AI, he said, can help healthcare providers make faster, smarter decisions — the kind that can mean the difference between early intervention and irreversible harm.
In some conditions, "speed is the most important," Choi said. That's true for "silent killers" like heart and kidney disease, and progressive conditions like glaucoma — all of which often show no early symptoms but, unchecked, can lead to permanent damage.
For patients with chronic conditions like diabetes or obesity, the stakes are even higher. Early complications can lead to dementia, liver disease, heart problems, or kidney failure.
The earlier these risks are spotted, the more options doctors — and patients — have.
Choi said Mediwhale's AI makes it easier to triage by flagging who's low-risk, who needs monitoring, and who should see a doctor immediately.
Screening patients at the first point of contact doesn't require "very deep knowledge," Choi said. That kind of quick, low-friction risk assessment is where AI shines.
Mediwhale's tool lets patients bypass traditional procedures — including blood tests, CT scans, and ultrasounds — when screening for cardiovascular and kidney risks.

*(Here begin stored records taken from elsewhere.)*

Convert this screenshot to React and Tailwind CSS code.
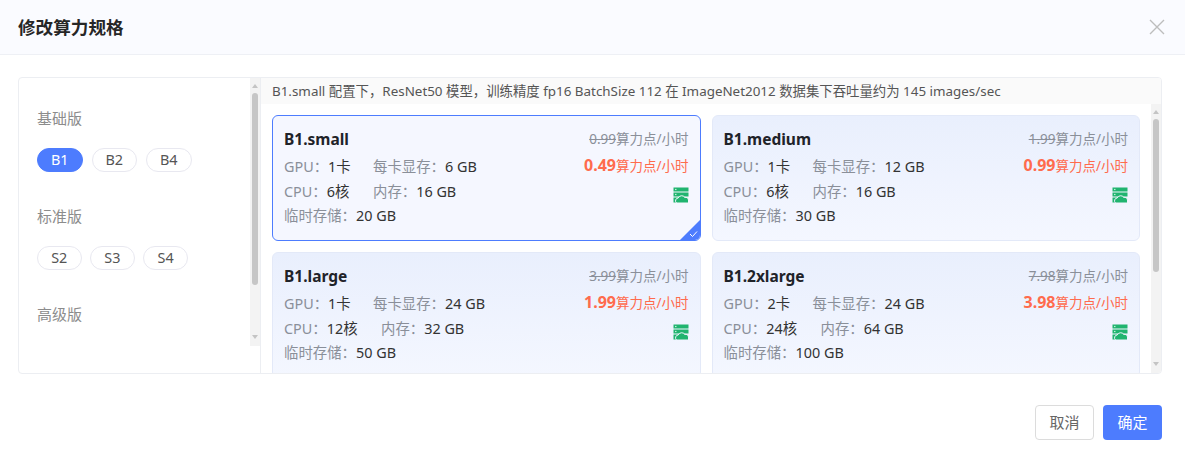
const font = { fontFamily: '"Noto Sans", "Noto Sans CJK SC", sans-serif' }

const groups = [
  { title: '基础版', items: ['B1', 'B2', 'B4'], active: 'B1' },
  { title: '标准版', items: ['S2', 'S3', 'S4'] },
]

const cards = [
  { name: 'B1.small', old: '0.99', price: '0.49', gpu: '1卡', vram: '6 GB', cpu: '6核', mem: '16 GB', disk: '20 GB', selected: true },
  { name: 'B1.medium', old: '1.99', price: '0.99', gpu: '1卡', vram: '12 GB', cpu: '6核', mem: '16 GB', disk: '30 GB' },
  { name: 'B1.large', old: '3.99', price: '1.99', gpu: '1卡', vram: '24 GB', cpu: '12核', mem: '32 GB', disk: '50 GB' },
  { name: 'B1.2xlarge', old: '7.98', price: '3.98', gpu: '2卡', vram: '24 GB', cpu: '24核', mem: '64 GB', disk: '100 GB' },
]

function ServerIcon({ bg }) {
  return (
    <svg width="16" height="16" viewBox="0 0 16 16" className="mt-[9px]">
      <path d="M.5.5h15v4H.5z" fill="#20b46f" />
      <path d="M.5 5.5h15v4H.5z" fill="#20b46f" />
      <path d="M.5 10.5h6v5h-6z" fill="#20b46f" />
      <path d="M3.6 16a2.8 2.8 0 0 1 1.6-5 3.8 3.8 0 0 1 6.6-.6 3 3 0 0 1 3.7 2.6V16z" fill="#20b46f" stroke={bg} strokeWidth="1" />
      <rect x="2" y="1.9" width="1.5" height="1.2" fill="#bff0d8" />
      <rect x="2" y="6.9" width="1.5" height="1.2" fill="#bff0d8" />
    </svg>
  )
}

function ScrollTrack({ thumb, className }) {
  return (
    <div className={`w-[10px] shrink-0 bg-[#f3f3f3] flex flex-col items-center ${className}`}>
      <div className="mt-[6px] w-0 h-0 border-x-[3.5px] border-x-transparent border-b-[4px] border-b-[#c4c4c4]" />
      <div className={`mt-[5px] w-[6px] rounded-full bg-[#c6c6c6] ${thumb}`} />
      <div className="mt-auto mb-[7px] w-0 h-0 border-x-[3.5px] border-x-transparent border-t-[4px] border-t-[#c4c4c4]" />
    </div>
  )
}

function Card({ card }) {
  return (
    <div className={`relative h-[126px] shrink-0 rounded-[6px] border px-[11px] pt-[11px] flex justify-between overflow-hidden ${card.selected ? 'border-[#4d7cfe] bg-[#f5f7ff]' : 'border-[#e3e9f8] bg-gradient-to-b from-[#e9effd] to-[#f4f7ff]'}`}>
      <div className="text-[14.4px] leading-[24.5px]">
        <div className="text-[15.5px] font-bold text-[#1f2329] leading-[24px] mb-[4px]">{card.name}</div>
        <div className="flex">
          <div className="w-[89px]"><span className="text-[#8a8f99]">GPU：</span><span className="text-[#333]">{card.gpu}</span></div>
          <div><span className="text-[#8a8f99]">每卡显存：</span><span className="text-[#333]">{card.vram}</span></div>
        </div>
        <div className="flex">
          <div className={card.cpu.length > 2 ? 'w-[97px]' : 'w-[89px]'}><span className="text-[#8a8f99]">CPU：</span><span className="text-[#333]">{card.cpu}</span></div>
          <div><span className="text-[#8a8f99]">内存：</span><span className="text-[#333]">{card.mem}</span></div>
        </div>
        <div><span className="text-[#8a8f99]">临时存储：</span><span className="text-[#333]">{card.disk}</span></div>
      </div>
      <div className="flex flex-col items-end text-[13.5px] leading-[24px]">
        <div className="text-[#8a8f99]"><span className="line-through">{card.old}</span>算力点/小时</div>
        <div className="text-[#ff6b4d] mt-[2px]"><span className="font-bold text-[16px]">{card.price}</span>算力点/小时</div>
        <ServerIcon bg={card.selected ? '#f5f7ff' : '#eef2fe'} />
      </div>
      {card.selected && (
        <div className="absolute right-0 bottom-0 w-[20px] h-[20px]">
          <svg width="20" height="20" viewBox="0 0 20 20">
            <path d="M20 0v20H0z" fill="#4d7cfe" />
            <path d="M10 14l2.5 2.5L17 11.5" fill="none" stroke="#fff" strokeWidth="1" />
          </svg>
        </div>
      )}
    </div>
  )
}

export default function App() {
  return (
    <div style={font} className="w-[1185px] h-[461px] bg-white overflow-hidden flex flex-col">
      <header className="h-[55px] shrink-0 bg-[#fafbff] border-b border-[#eef0f5] pl-[18px] pr-[20px] flex items-center justify-between">
        <h1 className="text-[17.6px] font-bold text-[#262626]">修改算力规格</h1>
        <svg width="16" height="16" viewBox="0 0 16 16">
          <path d="M1 1l14 14M15 1L1 15" stroke="#bdbdbd" strokeWidth="1.4" />
        </svg>
      </header>

      <main className="mt-[22px] mx-[18px] w-[1144px] h-[297px] shrink-0 border border-[#eceef2] rounded-[4px] flex overflow-hidden">
        <aside className="w-[242px] shrink-0 h-full border-r border-[#eceef2] flex items-start">
          <div className="flex-1 h-[244px] overflow-hidden pl-[18px] pt-[28px]">
            {groups.map(group => (
              <div key={group.title} className="mb-[32px]">
                <div className="text-[15px] leading-[24px] text-[#8c8c8c]">{group.title}</div>
                <div className={`flex mt-[18px] ${group.active ? 'gap-[9px]' : 'gap-[8.7px]'}`}>
                  {group.items.map(item => (
                    <div key={item} className={`h-[24px] rounded-full border text-[14.4px] leading-[22px] text-center ${group.active ? 'w-[45.5px]' : 'w-[44.5px]'} ${group.active === item ? 'bg-[#4d7cfe] border-[#4d7cfe] text-white' : 'border-[#e8e8f0] text-[#555]'}`}>{item}</div>
                  ))}
                </div>
              </div>
            ))}
            <div className="text-[15px] leading-[24px] text-[#8c8c8c]">高级版</div>
          </div>
          <ScrollTrack className="h-[268px]" thumb="h-[192px]" />
        </aside>

        <section className="flex-1 min-w-0 flex flex-col">
          <div className="h-[26px] shrink-0 bg-[#fafafa] pl-[11px] text-[13.4px] leading-[26px] text-[#555] whitespace-nowrap">
            B1.small 配置下，ResNet50 模型，训练精度 fp16 BatchSize 112 在 ImageNet2012 数据集下吞吐量约为 145 images/sec
          </div>
          <div className="flex-1 min-h-0 flex">
            <div className="flex-1 min-w-0 overflow-hidden px-[11px] pt-[11px]">
              <div className="grid grid-cols-2 gap-x-[11px] gap-y-[11px]">
                {cards.map(card => <Card key={card.name} card={card} />)}
              </div>
            </div>
            <ScrollTrack className="h-full" thumb="h-[153px]" />
          </div>
        </section>
      </main>

      <footer className="mt-[31px] pr-[23px] flex justify-end gap-[9px]">
        <button className="w-[59px] h-[35px] rounded-[4px] border border-[#dcdcdc] bg-white text-[15px] text-[#666]">取消</button>
        <button className="w-[59px] h-[35px] rounded-[4px] bg-[#4d7cfe] text-[15px] text-white">确定</button>
      </footer>
    </div>
  )
}
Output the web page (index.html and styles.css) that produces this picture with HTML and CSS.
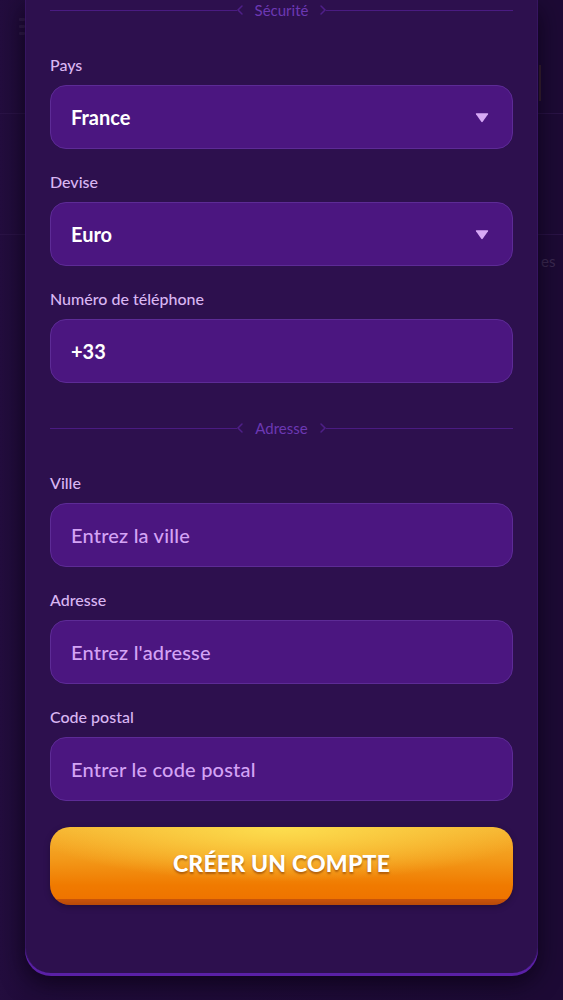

Choi also said that when patients see their risks visualized through retinal scans, they tend to take it more seriously.
Despite his belief in AI's power, Choi is clear: It's not a replacement for doctors.
Patients want to hear a human doctor's opinion and reassurance.
Choi also said that medicine is often messier than a clean dataset. While AI is "brilliant at solving defined problems," it lacks the ability to navigate nuance.
"Medicine often requires a different dimension of decision-making," he said.
For example: How will a specific treatment affect someone's life? Will they follow through? How is their emotional state affecting their condition? These are all variables that algorithms still struggle to read, but doctors can pick up. These insights "go beyond simple data points," Choi said.
And when patients push back — say, hesitating to start a new medication — doctors are trained to both understand why and guide them.
They are able to "navigate patients' irrational behaviours while still grounding decisions in quantitative data," he said.
"These are complex decision-making processes that extend far beyond simply processing information."